Manobras de diversão
É um sintoma do espantoso subdesenvolvimento cultural português, exercido pela classes que se dizem letradas e atentas, que todos os problemas se discutam reduzindo-se a questões políticas e, pior, abaixados à politiquice do jogo partidário. É o velho aforismo: quando se tem um martelo, todos os problemas são pregos.
O caso da compra da TVI-PRISA pela PT-Altice, demonstra tragicamente os equívocos de semelhante tacanhez. Num desplante, mas nada despropositado para quem tem interesses corporativos a defender, o Senhor Primeiro Ministro António Costa colocou as interrogações a esta operação nos termos que mais lhe convêm. Dado o tom, foi logo a banda bradar grande charivari à porta da ERC, um organismo de momento letá¡rgico, mas de génese e funções ignóbeis (qualificação que terei todo o prazer em esmiuçar em circunstâncias mais alargadas).

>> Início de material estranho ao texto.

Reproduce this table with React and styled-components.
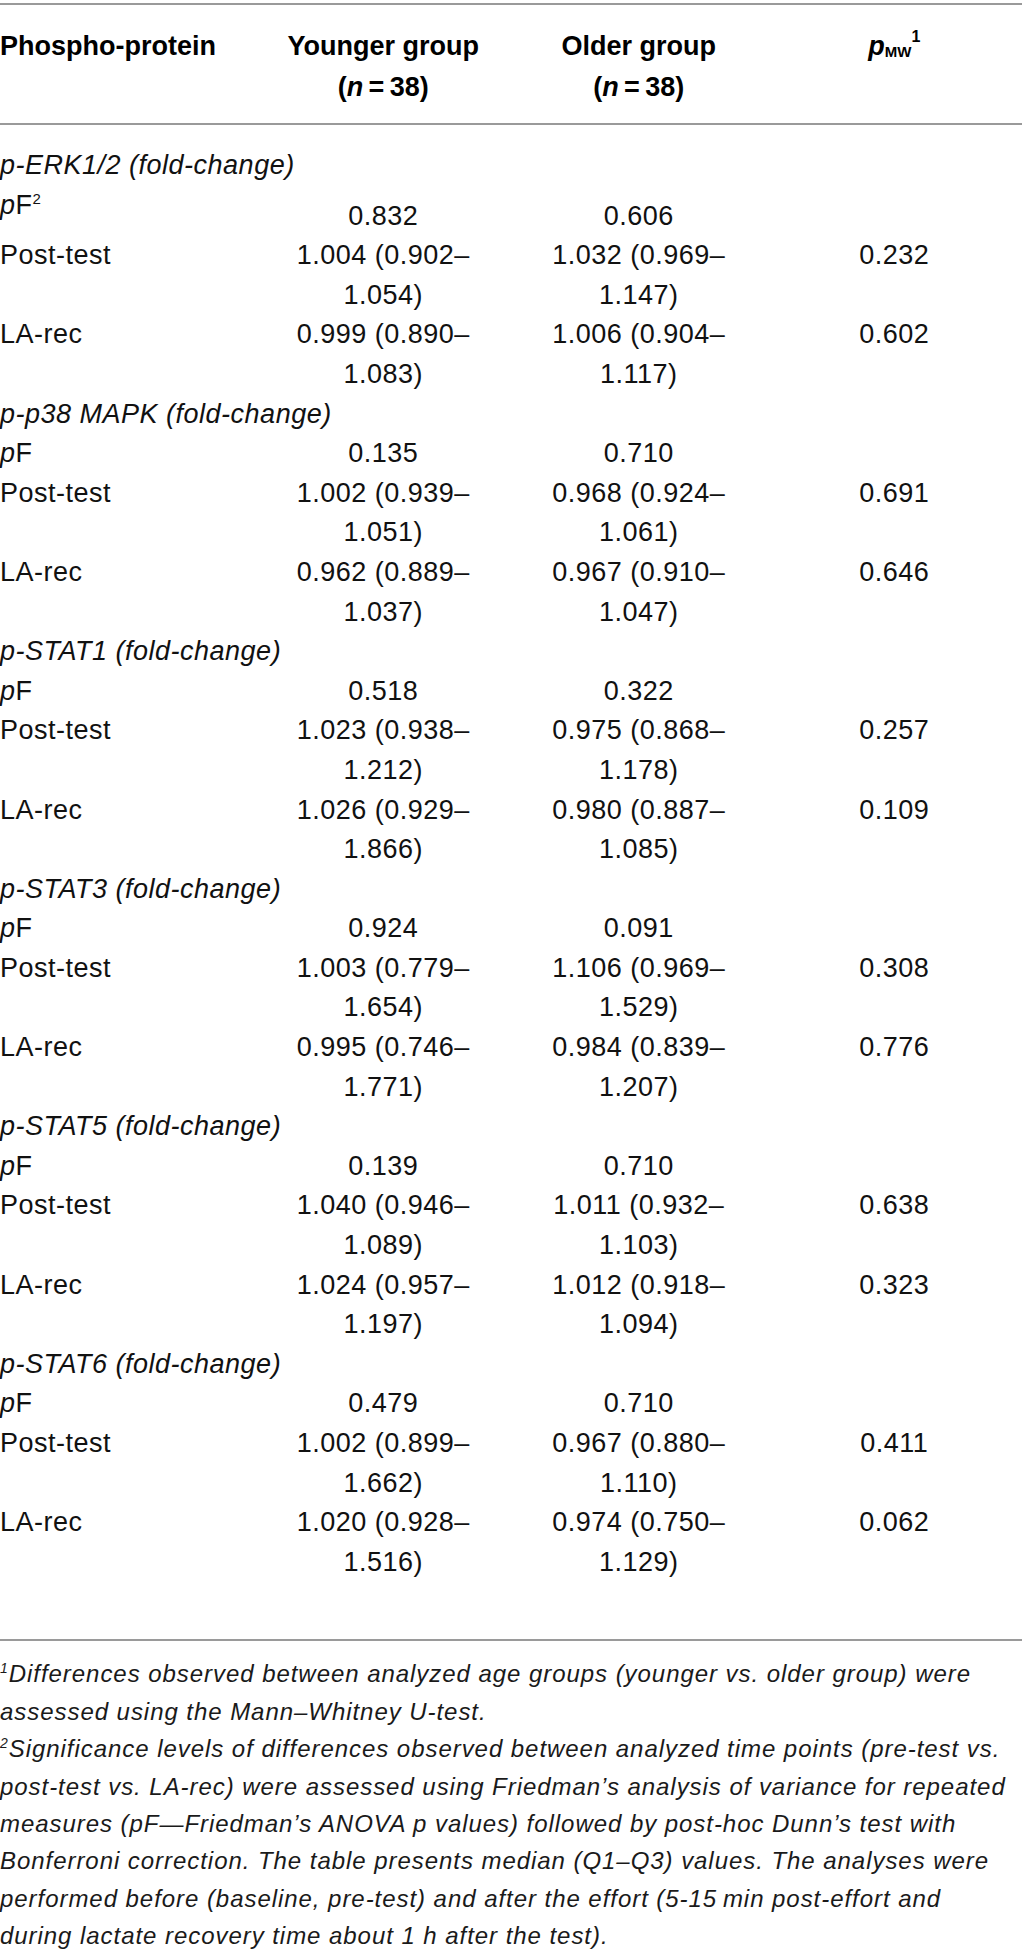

E no entanto os grandes dilemas criados pelas intenções da PT-Altice colocam-se num plano muitíssimo mais determinante, influente e alarmante, do que de a preocupação e conveniência táctica de saber quem ficará a mandar no alinhamento dos telejornais - "It's economics, stupid."
Era esperado que se a PT-Altice abocanhasse a TVI-PRISA, como numa queda em dominó, a NOS se fizesse à SIC-IMPRESA. Postas as coisas em movimento a questão fundamental é só uma:
Como será a paisagem audiovisual portuguesa?
Decorrem imediatamente daqui dois assombros:
- Em que outro país europeu (ou mesmo mundial) CINCO indústrias (a televisão aberta, a televisão por cabo, a Internet, as comunicações móveis e as comunicações fixas) ficam agregadas numa empresa? E se a NOS executar os seus propósitos acrescentem-se MAIS TRÊS: a exibição cinematográfica e a distribuição cinematográfica. E os direitos de futebol.
- Que liberdade de mercado, económica, comercial e de escolha se antevêem quando tantas áreas industriais de tamanha dimensão e incidência se limitam a um duopólio?
Enquanto a discussão não enveredar por este caminho é poeira nos olhos. Boa sorte.